Il sud del mondo, con la Cina in testa, ha finalmente la forza di sfidare le potenze industrializzate che dai tempi della Rivoluzione industriale tengono il mondo in pugno.La storia confermerà che l’evento decisivo è la crisi del credito e la recessione. Anche se l’occidente ha evitato una seconda Grande depressione, il fallimento di un sistema economico considerato per due decenni un meccanismo perfetto e l’impossibilità di riformarlo, hanno messo a nudo la debolezza di un occidente no più in grado di ‘guidare’ del mondo. Per i paesi dell’Africa, quelli del sud America e dell’Asia il traguardo da raggiungere non è emulare il modello economico americano o europeo. La corsa verso l’industrializzazione assumerà quindi aspetti nuovi perché replicare ciò che hanno fatto i paesi ricchi produrrebbe  ingiustizie e crisi economiche prima ancora della distruzione del pianeta. Ma sempre di corsa si tratta. E il traguardo è oggi più che mai l’insostenibile stile di vita occidentale che poggia sullo spreco delle risorse.Lo scontro vero averrà sul mercato delle materie prime, lì la lotta per accaparrarsi le risorse, che inevitabilmente scarseggeranno man mano che il sud del mondo si sviluppa, sarà agguerritissima. Le conseguenze di questa guerra saranno disastrose per tutto il pianeta. Su questo non ci sono dubbi e tutti ne sono consapevoli. Eppure nazioni ricche e meno ricche sono talmente consumate dalla nuova rivalità da ignorare volutamente questo scenario. 

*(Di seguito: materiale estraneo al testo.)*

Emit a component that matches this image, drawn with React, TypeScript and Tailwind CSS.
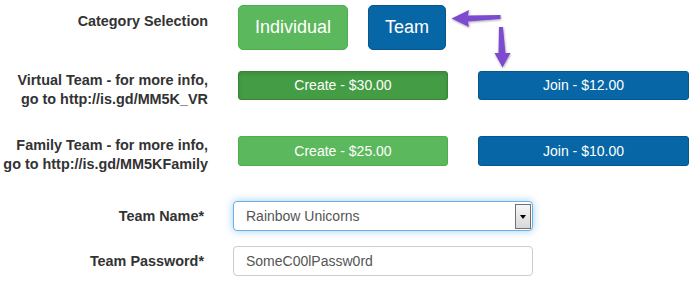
import React from "react"

const labelCls = "w-[208px] shrink-0 text-right text-[14.4px] leading-[19px] font-bold text-[#333]"

function Arrows() {
    return (
        <svg className="absolute left-0 top-0 pointer-events-none" width="694" height="282">
            <defs>
                <filter id="sh" x="-20%" y="-20%" width="140%" height="140%">
                    <feDropShadow dx="0.5" dy="1" stdDeviation="0.8" floodColor="#000" floodOpacity="0.35" />
                </filter>
            </defs>
            <g fill="#7c4ccf" filter="url(#sh)">
                {/* left arrow */}
                <path d="M500.5 15 L468 15.5 L469 10 L451.5 18.5 L469 27 L468 21.5 L500.5 19 Z" />
                {/* down arrow */}
                <path d="M499 27 L498.5 53 L494.5 53 L502.5 67.5 L510.5 53 L505.5 53 L503 27 Z" />
            </g>
        </svg>
    )
}

export default function App() {
    return (
        <div className="relative w-[694px] h-[282px] bg-white overflow-hidden font-['Liberation_Sans',Arial,sans-serif]">
            <div className="flex flex-col pt-[5px]">
                {/* Category */}
                <div className="flex items-start h-[45px]">
                    <div className={`${labelCls} pt-[7px]`}>Category Selection</div>
                    <div className="flex gap-5 ml-[30px]">
                        <button type="button" className="w-[110px] h-[45px] rounded-[5px] bg-[#5cb85c] border border-[#4cae4c] text-white text-[18px]">
                            Individual
                        </button>
                        <button type="button" className="w-[78px] h-[45px] rounded-[5px] bg-[#0767a6] border border-[#05578d] text-white text-[18px]">
                            Team
                        </button>
                    </div>
                </div>

                {/* Virtual team */}
                <div className="flex items-start mt-[21px] h-[65px]">
                    <div className={labelCls}>
                        Virtual Team - for more info,<br />go to http://is.gd/MM5K_VR
                    </div>
                    <div className="flex gap-[30px] ml-[30px]">
                        <button type="button" className="w-[210px] h-[29px] rounded-[3px] bg-[#449d44] border border-[#398439] text-white text-[14px] shadow-[inset_0_2px_4px_rgba(0,0,0,0.12)]">
                            Create - $30.00
                        </button>
                        <button type="button" className="w-[211px] h-[29px] rounded-[3px] bg-[#0767a6] border border-[#05578d] text-white text-[14px]">
                            Join - $12.00
                        </button>
                    </div>
                </div>

                {/* Family team */}
                <div className="flex items-start h-[65px]">
                    <div className={labelCls}>
                        Family Team - for more info,<br />go to http://is.gd/MM5KFamily
                    </div>
                    <div className="flex gap-[30px] ml-[30px]">
                        <button type="button" className="w-[210px] h-[30px] rounded-[3px] bg-[#5cb85c] border border-[#4cae4c] text-white text-[14px]">
                            Create - $25.00
                        </button>
                        <button type="button" className="w-[211px] h-[30px] rounded-[3px] bg-[#0767a6] border border-[#05578d] text-white text-[14px]">
                            Join - $10.00
                        </button>
                    </div>
                </div>

                {/* Team name */}
                <div className="flex items-center h-[30px]">
                    <div className={`${labelCls} pr-[4px]`}>Team Name*</div>
                    <div className="relative ml-[25px] w-[300px] h-[30px] rounded-[4px] border border-[#66afe9] shadow-[0_0_8px_rgba(102,175,233,0.6)] bg-white flex items-center pl-[12px] text-[14px] text-[#555]">
                        Rainbow Unicorns
                        <div className="absolute right-[1px] top-[2px] w-[16px] h-[25px] border border-[#707070] bg-gradient-to-b from-[#f6f6f6] to-[#d8d8d8] flex items-center justify-center">
                            <div className="w-0 h-0 border-l-[3.5px] border-r-[3.5px] border-t-[4px] border-l-transparent border-r-transparent border-t-black" />
                        </div>
                    </div>
                </div>

                {/* Password */}
                <div className="flex items-center mt-[15px] h-[30px]">
                    <div className={`${labelCls} pr-[4px]`}>Team Password*</div>
                    <div className="ml-[25px] w-[300px] h-[30px] rounded-[4px] border border-[#ccc] bg-white flex items-center pl-[12px] text-[14px] text-[#555]">
                        SomeC00lPassw0rd
                    </div>
                </div>
            </div>
            <Arrows />
        </div>
    )
}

Non è la prima volta che la sceleratezza dell’uomo ci porta alla catastrofe.  Che ci sia di monito l’incredibile storia dell’Isola di Pasqua. Colonizzata nel 900 dai polinesiani, l’isola è  un paradiso lussureggiante nel Pacifico, con una vastissima varietà di alberi. Qui nasce una civiltà che si autodistrugge intorno al 1300. I simboli di questo sfacelo sono ancora visibili: le imponenti statue di pietra disseminate nell’isola. A costruirle sono due fazioni rivali che si contendono il dominio dell’isola. Per costruirle gli abitanti tagliano tutti gli alberi dell’isola, un fenomeno che pone fine all’ecosistema dell’isola e che porta la catastrofe economica e sociale. Ubicata in mezzo al pacifico, senza legno per costruire barche, la popolazione muore letteralmente di fame e per sopravvivere pratica il cannibalismo.  Basta poco per riprodurre tragedie come queste in un mondo dove la corsa per la supremazia diventa la ragione d’essere dello stato e la vittoria un obbiettivo da raggiungere a qualsiasi costo.